Personal information
- Full name: Barron George Merriman Cangley
- Born: 12 September 1922 Blakesley, Northamptonshire, England
- Died: 2015 (aged 92–93) Victoria, Australia
- Batting: Right-handed

Domestic team information
- 1947: Cambridge University
- 1946: Cambridgeshire

Career statistics
| Competition | FC |
| Matches | 8 |
| Runs scored | 295 |
| Batting average | 22.69 |
| 100s/50s | –/1 |
| Top score | 76 |
| Balls bowled | – |
| Wickets | – |
| Bowling average | – |
| 5 wickets in innings | – |
| 10 wickets in match | – |
| Best bowling | – |
| Catches/stumpings | 3/– |
- Source: Cricinfo, 20 July 2010

= Barron Cangley =

English cricketer

Barron George Merriman Cangley (12 September 1922 – 2015) was an English cricketer. Cangley was a right-handed batsman.
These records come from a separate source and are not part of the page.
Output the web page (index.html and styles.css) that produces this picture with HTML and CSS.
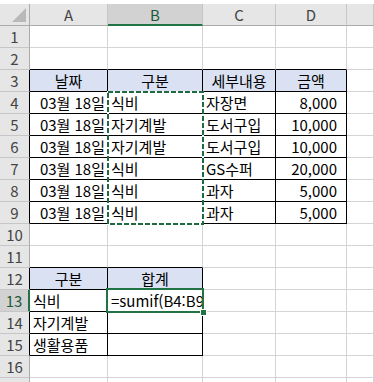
FILE: index.html
```html
<!DOCTYPE html>
<html lang="ko">
<head>
  <meta charset="UTF-8">
  <title>가계부</title>
  <link rel="stylesheet" href="styles.css">
</head>
<body>

  <!-- Sheet grid: row header column + columns A..E -->
  <div class="sheet">
    <!-- column headers -->
    <div class="cell corner">
      <svg width="14" height="14" viewBox="0 0 14 14"><polygon points="14,0 14,14 0,14" fill="#b9b9b9"/></svg>
    </div>
    <div class="cell col">A</div>
    <div class="cell col col-active">B</div>
    <div class="cell col">C</div>
    <div class="cell col">D</div>
    <div class="cell col"></div>

    <!-- 1 -->
    <div class="cell rh">1</div>
    <div class="cell"></div><div class="cell"></div><div class="cell"></div><div class="cell"></div><div class="cell"></div>

    <!-- 2 -->
    <div class="cell rh">2</div>
    <div class="cell bb"></div><div class="cell bb"></div><div class="cell bb"></div><div class="cell bb"></div><div class="cell"></div>

    <!-- 3: 지출 내역 머리글 -->
    <div class="cell rh br">3</div>
    <div class="cell tb th">날짜</div>
    <div class="cell tb th">구분</div>
    <div class="cell tb th">세부내용</div>
    <div class="cell tb th">금액</div>
    <div class="cell"></div>

    <div class="cell rh br">4</div>
    <div class="cell tb date">03월 18일</div>
    <div class="cell tb">식비</div>
    <div class="cell tb">자장면</div>
    <div class="cell tb num">8,000</div>
    <div class="cell"></div>

    <div class="cell rh br">5</div>
    <div class="cell tb date">03월 18일</div>
    <div class="cell tb">자기계발</div>
    <div class="cell tb">도서구입</div>
    <div class="cell tb num">10,000</div>
    <div class="cell"></div>

    <div class="cell rh br">6</div>
    <div class="cell tb date">03월 18일</div>
    <div class="cell tb">자기계발</div>
    <div class="cell tb">도서구입</div>
    <div class="cell tb num">10,000</div>
    <div class="cell"></div>

    <div class="cell rh br">7</div>
    <div class="cell tb date">03월 18일</div>
    <div class="cell tb">식비</div>
    <div class="cell tb">GS수퍼</div>
    <div class="cell tb num">20,000</div>
    <div class="cell"></div>

    <div class="cell rh br">8</div>
    <div class="cell tb date">03월 18일</div>
    <div class="cell tb">식비</div>
    <div class="cell tb">과자</div>
    <div class="cell tb num">5,000</div>
    <div class="cell"></div>

    <div class="cell rh br">9</div>
    <div class="cell tb date">03월 18일</div>
    <div class="cell tb">식비</div>
    <div class="cell tb">과자</div>
    <div class="cell tb num">5,000</div>
    <div class="cell"></div>

    <!-- 10, 11 -->
    <div class="cell rh">10</div>
    <div class="cell"></div><div class="cell"></div><div class="cell"></div><div class="cell"></div><div class="cell"></div>

    <div class="cell rh">11</div>
    <div class="cell bb"></div><div class="cell bb"></div><div class="cell"></div><div class="cell"></div><div class="cell"></div>

    <!-- 12: 구분별 합계 -->
    <div class="cell rh br">12</div>
    <div class="cell tb th">구분</div>
    <div class="cell tb th">합계</div>
    <div class="cell"></div><div class="cell"></div><div class="cell"></div>

    <div class="cell rh rh-active">13</div>
    <div class="cell tb">식비</div>
    <div class="cell tb">=sumif(B4:B9</div>
    <div class="cell"></div><div class="cell"></div><div class="cell"></div>

    <div class="cell rh br">14</div>
    <div class="cell tb">자기계발</div>
    <div class="cell tb"></div>
    <div class="cell"></div><div class="cell"></div><div class="cell"></div>

    <div class="cell rh br">15</div>
    <div class="cell tb">생활용품</div>
    <div class="cell tb"></div>
    <div class="cell"></div><div class="cell"></div><div class="cell"></div>

    <div class="cell rh">16</div>
    <div class="cell"></div><div class="cell"></div><div class="cell"></div><div class="cell"></div><div class="cell"></div>

    <div class="cell rh"></div>
    <div class="cell"></div><div class="cell"></div><div class="cell"></div><div class="cell"></div><div class="cell"></div>

    <!-- reference range B4:B9 (marching ants) -->
    <svg class="ants" width="97" height="134" viewBox="0 0 97 134">
      <rect x="1" y="1" width="95" height="132" fill="none" stroke="#fff" stroke-width="2"/>
      <rect x="1" y="1" width="95" height="132" fill="none" stroke="#1e6b41" stroke-width="2" stroke-dasharray="5 2"/>
    </svg>

    <!-- active cell B13 -->
    <div class="active-cell"><span class="fill-handle"></span></div>
  </div>

</body>
</html>
```

FILE: styles.css
```css
* {
  box-sizing: border-box;
}

body {
  margin: 0;
  background-color: #fff;
  font-family: "Noto Sans CJK KR", "Noto Sans", sans-serif;
  font-size: 15px;
  color: #000;
  overflow: hidden;
}

.sheet {
  position: relative;
  margin-top: 4px;
  display: grid;
  grid-template-columns: 30px 78px 95px 73px 71px 1fr;
  grid-auto-rows: 22px;
}

.cell {
  border-right: 1px solid #d4d4d4;
  border-bottom: 1px solid #d4d4d4;
  padding: 0 3px;
  line-height: 21px;
  white-space: nowrap;
}

/* headers */
.corner {
  background-color: #e6e6e6;
  border-right-color: #ababab;
  border-bottom-color: #ababab;
  display: flex;
  align-items: flex-end;
  justify-content: flex-end;
  padding: 0 3px 3px 0;
}

.col {
  background-color: #e6e6e6;
  border-right-color: #c6c6c6;
  border-bottom-color: #ababab;
  text-align: center;
  color: #444;
}

.col-active {
  background-color: #d2d2d2;
  border-bottom: 2px solid #217346;
  color: #1e5a38;
}

.rh {
  background-color: #e6e6e6;
  border-right-color: #ababab;
  border-bottom-color: #c6c6c6;
  text-align: center;
  color: #444;
  padding: 0;
}

.rh-active {
  background-color: #d2d2d2;
  border-right: 2px solid #217346;
  color: #1e5a38;
}

/* table borders */
.bb {
  border-bottom-color: #000;
}

.br {
  border-right-color: #000;
}

.tb {
  border-right-color: #000;
  border-bottom-color: #000;
}

.th {
  background-color: #d9e1f2;
  text-align: center;
}

.date {
  text-align: right;
  padding-right: 2px;
}

.num {
  text-align: right;
  padding-right: 9px;
}

/* overlays */
.ants {
  position: absolute;
  left: 107px;
  top: 87px;
}

.active-cell {
  position: absolute;
  left: 106px;
  top: 284px;
  width: 98px;
  height: 25px;
  border: 2px solid #217346;
}

.fill-handle {
  position: absolute;
  right: -5px;
  bottom: -5px;
  width: 7px;
  height: 7px;
  background-color: #217346;
  border: 1px solid #fff;
}
```
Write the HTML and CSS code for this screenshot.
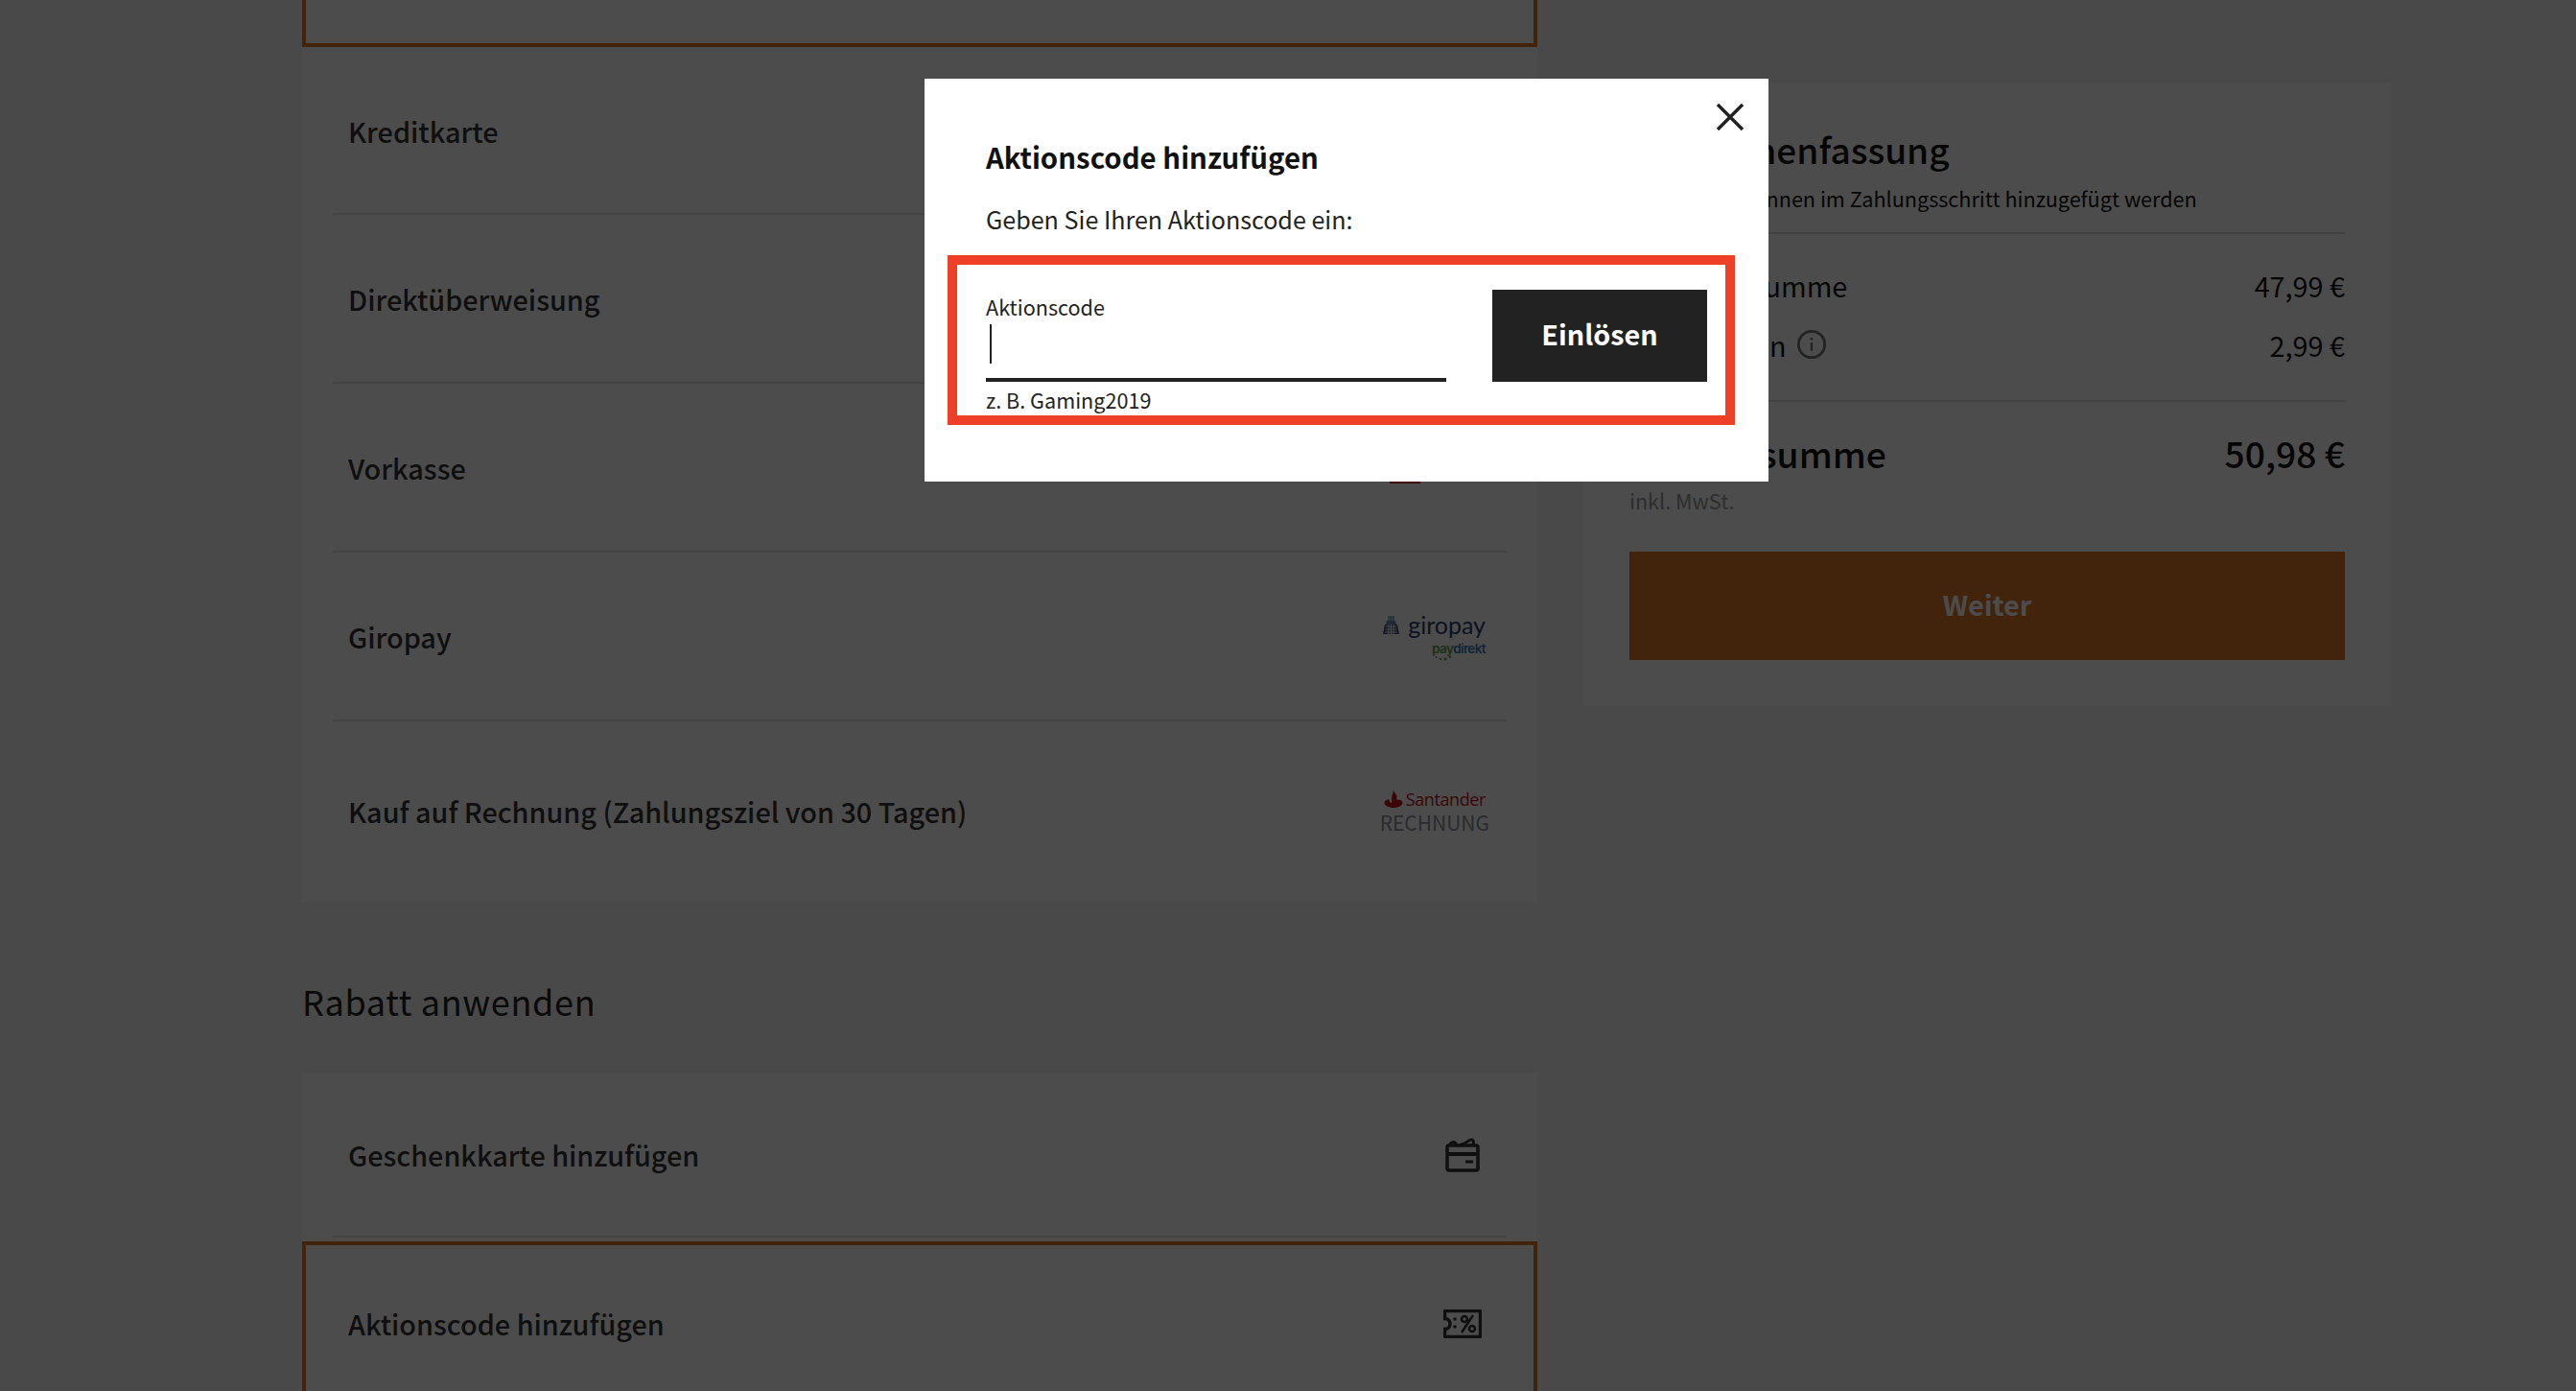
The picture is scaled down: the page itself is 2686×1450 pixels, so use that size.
FILE: index.html
```html
<!DOCTYPE html>
<html lang="de">
<head>
    <meta charset="UTF-8" />
    <title>Zahlung</title>
    <link rel="stylesheet" href="styles.css">
</head>
<body>

<div class="page">
    <div class="main-col">
        <div class="card">
            <div class="row row-selected row-cut-top"></div>
            <div class="row row-line row-first">
                <span class="row-label">Kreditkarte</span>
            </div>
            <div class="row row-line">
                <span class="row-label">Direktüberweisung</span>
            </div>
            <div class="row row-line">
                <span class="row-label">Vorkasse</span>
                <div class="logo-vorkasse"></div>
            </div>
            <div class="row row-line">
                <span class="row-label">Giropay</span>
                <div class="logo-giropay">
                    <div class="giro-top">
                        <svg class="giro-bank" viewBox="0 0 17 19" width="17" height="19">
                            <rect x="5" y="0" width="7" height="5" fill="#88b8d8"/>
                            <path d="M4 5h9l1 4H3z" fill="#6f8fb5"/>
                            <path d="M2 9h13l2 10H0z" fill="#3e5578"/>
                            <path d="M3 11h11M2.500 14h12M2 17h13M6 9v10M8.500 9v10M11 9v10" stroke="#fff" stroke-width="1" fill="none"/>
                        </svg>
                        <span class="giro-text">giropay</span>
                    </div>
                    <div class="paydirekt">
                        <span class="pay">pay</span><span class="direkt">direkt</span>
                        <svg class="pay-dots" viewBox="0 0 18 6" width="18" height="6">
                            <circle cx="1.500" cy="2" r="1" fill="#5aa04a"/>
                            <circle cx="6" cy="4" r="1.200" fill="#5aa04a"/>
                            <circle cx="11" cy="4" r="1.600" fill="#5aa04a"/>
                            <circle cx="16" cy="2" r="1.200" fill="#5aa04a"/>
                        </svg>
                    </div>
                </div>
            </div>
            <div class="row row-last">
                <span class="row-label">Kauf auf Rechnung (Zahlungsziel von 30 Tagen)</span>
                <div class="logo-santander">
                    <div class="sant-top">
                        <svg viewBox="0 0 20 18" width="20" height="18">
                            <path d="M10 0c1 2 3 4 3.500 6 .4 1.500 0 2.500-.5 3.500 3-.5 6 .5 6.500 3 .4 3-4.500 5.500-9.500 5.500S0 15.500.5 12.500c.3-2 2.500-3 5-3.300-.5 1 .5 2.500 2 4 .7-1 .9-2.500.5-4C7.500 7 9.500 3 10 0z" fill="#c81414"/>
                        </svg>
                        <span class="sant-text">Santander</span>
                    </div>
                    <div class="rechnung">RECHNUNG</div>
                </div>
            </div>
        </div>

        <h2 class="discount-title">Rabatt anwenden</h2>

        <div class="card">
            <div class="row row-line row-gift">
                <span class="row-label">Geschenkkarte hinzufügen</span>
                <svg class="icon-gift" viewBox="0 0 36 36" width="36" height="36" fill="none" stroke="#333" stroke-width="3.500">
                    <rect x="2" y="8" width="32" height="26" rx="2"/>
                    <path d="M2 17h32" stroke-width="4"/>
                    <path d="M21 25h8" stroke-width="3"/>
                    <path d="M5 8c0-4 5-5 7 0M14 8l6-2c2-1 5-4 7-4 3 0 3 4 1 6" stroke-width="3"/>
                </svg>
            </div>
            <div class="row row-selected row-promo">
                <span class="row-label">Aktionscode hinzufügen</span>
                <svg class="icon-ticket" viewBox="0 0 40 30" width="40" height="30" fill="none" stroke="#333" stroke-width="3.500">
                    <path d="M2.500 1.500h35a1 1 0 0 1 1 1v25a1 1 0 0 1-1 1h-35a1 1 0 0 1-1-1v-7a5.500 5.500 0 0 0 0-11v-7a1 1 0 0 1 1-1z"/>
                    <circle cx="12" cy="10" r="1.700" fill="#333" stroke="none"/>
                    <circle cx="12" cy="18" r="1.700" fill="#333" stroke="none"/>
                    <circle cx="22" cy="10" r="3" stroke-width="2.500"/>
                    <circle cx="30" cy="20" r="3" stroke-width="2.500"/>
                    <path d="M31 6L19 24" stroke-width="2.500"/>
                </svg>
            </div>
        </div>
    </div>

    <aside class="summary">
        <h2 class="summary-title">Zusammenfassung</h2>
        <p class="summary-note">Gutscheine können im Zahlungsschritt hinzugefügt werden</p>
        <div class="summary-lines">
            <div class="line"><span>Zwischensumme</span><span>47,99 €</span></div>
            <div class="line">
                <span class="line-left">Portokosten
                    <svg class="icon-info" viewBox="0 0 34 34" width="32" height="32" fill="none" stroke="#777" stroke-width="3">
                        <circle cx="17" cy="17" r="14.500"/>
                        <path d="M17 15v9" stroke-width="2.500"/>
                        <circle cx="17" cy="11" r="1.500" fill="#777" stroke="none"/>
                    </svg>
                </span>
                <span>2,99 €</span>
            </div>
        </div>
        <div class="total"><span>Gesamtsumme</span><span>50,98 €</span></div>
        <div class="vat">inkl. MwSt.</div>
        <button class="btn-next" type="button">Weiter</button>
    </aside>
</div>

<div class="overlay"></div>

<div class="modal">
    <svg class="modal-close" viewBox="0 0 28 28" width="28" height="28" fill="none" stroke="#222" stroke-width="3.500">
        <path d="M1 1l26 26M27 1L1 27"/>
    </svg>
    <h3 class="modal-title">Aktionscode hinzufügen</h3>
    <p class="modal-text">Geben Sie Ihren Aktionscode ein:</p>
    <div class="code-box">
        <div class="code-field">
            <label class="code-label">Aktionscode</label>
            <div class="code-input"><span class="caret"></span></div>
            <div class="code-hint">z. B. Gaming2019</div>
        </div>
        <button class="btn-redeem" type="button">Einlösen</button>
    </div>
</div>

</body>
</html>
```

FILE: styles.css
```css
* {
    box-sizing: border-box;
}
html, body {
    margin: 0;
    height: 1450px;
    overflow: hidden;
}
body {
    font-family: "Noto Sans CJK SC", "Noto Sans", sans-serif;
    background-color: #f4f4f4;
    color: #111;
}
.page {
    display: flex;
    align-items: flex-start;
    gap: 48px;
    padding-left: 315px;
}
.main-col {
    width: 1288px;
    flex-shrink: 0;
}
.card {
    background-color: #fff;
}
.row {
    display: flex;
    justify-content: space-between;
    align-items: center;
    padding: 0 48px;
    height: 176px;
    position: relative;
}
.row-line::after {
    content: "";
    position: absolute;
    left: 32px;
    right: 32px;
    bottom: 0;
    height: 2px;
    background-color: #e2e2e2;
}
.row-first {
    height: 175px;
}
.row-last {
    height: 188px;
}
.row-label {
    font-size: 28.8px;
    line-height: 40px;
    font-weight: 500;
    color: #333;
}
.row-selected {
    border: 4px solid #dc7b28;
    padding: 0 44px;
}
.row-cut-top {
    border-top: none;
    height: 49px;
}
.row-gift {
    height: 172px;
    padding-right: 60px;
}
.row-promo {
    margin-top: 4px;
    height: 172px;
    padding-right: 54px;
}
.discount-title {
    margin: 0;
    padding: 77px 0 49px;
    font-size: 36px;
    line-height: 52px;
    font-weight: 400;
    letter-spacing: 0.7px;
    color: #222;
}

/* payment logos */
.logo-vorkasse {
    width: 32px;
    height: 10px;
    margin: 22px 74px 0 0;
    background-color: #d81c1c;
}
.logo-giropay {
    display: flex;
    flex-direction: column;
    align-items: flex-end;
    margin: -3px 6px 0 0;
}
.giro-top {
    display: flex;
    align-items: center;
    gap: 9px;
    margin-bottom: 3px;
}
.giro-text {
    font-family: "Lato", sans-serif;
    font-size: 25px;
    line-height: 30px;
    color: #2b3f70;
}
.paydirekt {
    font-family: "Inter", sans-serif;
    font-size: 13.5px;
    line-height: 14px;
    font-weight: 600;
    letter-spacing: -0.6px;
}
.pay {
    color: #5aa04a;
}
.direkt {
    color: #3a7ab0;
}
.pay-dots {
    display: block;
    margin: 0 0 0 3px;
}
.logo-santander {
    display: flex;
    flex-direction: column;
    align-items: center;
    margin-right: 2px;
}
.sant-top {
    display: flex;
    align-items: center;
    gap: 3px;
}
.sant-text {
    font-family: "Open Sans", sans-serif;
    font-size: 18px;
    line-height: 22px;
    color: #c81414;
    letter-spacing: -0.4px;
}
.rechnung {
    font-size: 21px;
    line-height: 26px;
    color: #8c929c;
}

/* summary box */
.summary {
    width: 842px;
    margin-top: 86px;
    padding: 48px;
    background-color: #fff;
}
.summary-title {
    margin: -2px 0 0;
    font-size: 37px;
    line-height: 46px;
    font-weight: 500;
}
.summary-note {
    margin: 12px 0 0;
    padding-bottom: 18px;
    font-size: 21.6px;
    line-height: 34px;
    border-bottom: 2px solid #ddd;
}
.summary-lines {
    padding: 22px 0 27px;
    border-bottom: 2px solid #ddd;
}
.line {
    display: flex;
    justify-content: space-between;
    align-items: center;
    height: 62px;
    font-size: 28.8px;
}
.line-left {
    display: flex;
    align-items: center;
    gap: 10px;
}
.total {
    display: flex;
    justify-content: space-between;
    margin-top: 27px;
    font-size: 37.2px;
    line-height: 52px;
    font-weight: 500;
}
.vat {
    margin-top: 8px;
    font-size: 21.6px;
    line-height: 32px;
    color: #999;
}
.btn-next {
    display: block;
    width: 100%;
    height: 113px;
    margin-top: 37px;
    padding: 0 0 5px;
    border: none;
    background-color: #dc7b28;
    color: #fff;
    font-family: inherit;
    font-size: 28.8px;
    font-weight: 700;
}

/* modal on top of everything */
.overlay {
    position: fixed;
    top: 0;
    left: 0;
    right: 0;
    bottom: 0;
    background-color: rgba(0, 0, 0, 0.7);
}
.modal {
    position: fixed;
    left: 964px;
    top: 82px;
    width: 880px;
    height: 420px;
    padding: 58px 24px 0 64px;
    background-color: #fff;
    color: #222;
}
.modal-close {
    position: absolute;
    top: 26px;
    right: 26px;
}
.modal-title {
    margin: 0;
    font-size: 29.4px;
    line-height: 46px;
    font-weight: 700;
    color: #111;
}
.modal-text {
    margin: 22px 0 0;
    font-size: 25.1px;
    line-height: 40px;
}
.code-box {
    display: flex;
    justify-content: space-between;
    width: 821px;
    height: 177px;
    margin: 18px 0 0 -40px;
    padding: 26px 19px 0 30px;
    border: 10px solid #ee4026;
}
.code-field {
    width: 480px;
    padding-top: 4px;
}
.code-label {
    display: block;
    font-size: 21.6px;
    line-height: 28px;
}
.code-input {
    height: 64px;
    padding: 4px 0 0 4px;
    border-bottom: 4px solid #222;
}
.caret {
    display: block;
    width: 2px;
    height: 41px;
    background-color: #222;
}
.code-hint {
    margin-top: 4px;
    font-size: 21.6px;
    line-height: 30px;
}
.btn-redeem {
    width: 224px;
    height: 96px;
    padding: 0 0 5px;
    border: none;
    background-color: #222;
    color: #fff;
    font-family: inherit;
    font-size: 28.8px;
    font-weight: 700;
}
```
He was born at Blakesley, Northamptonshire in September 1922. In 1946, Cangley represented Cambridgeshire in 2 Minor Counties Championship matches against Norfolk and Bedfordshire.

Cangley also played first-class cricket, where he represented Cambridge University in 8 first-class matches, making his debut for the university against Sussex and playing his final first-class match against Oxford University. All 8 of his first-class matches came in 1947. In his 8 first-class matches, he scored 295 runs at a batting average of 22.69, with a single half century high score of 76.

He died in 2015 in Victoria, Australia.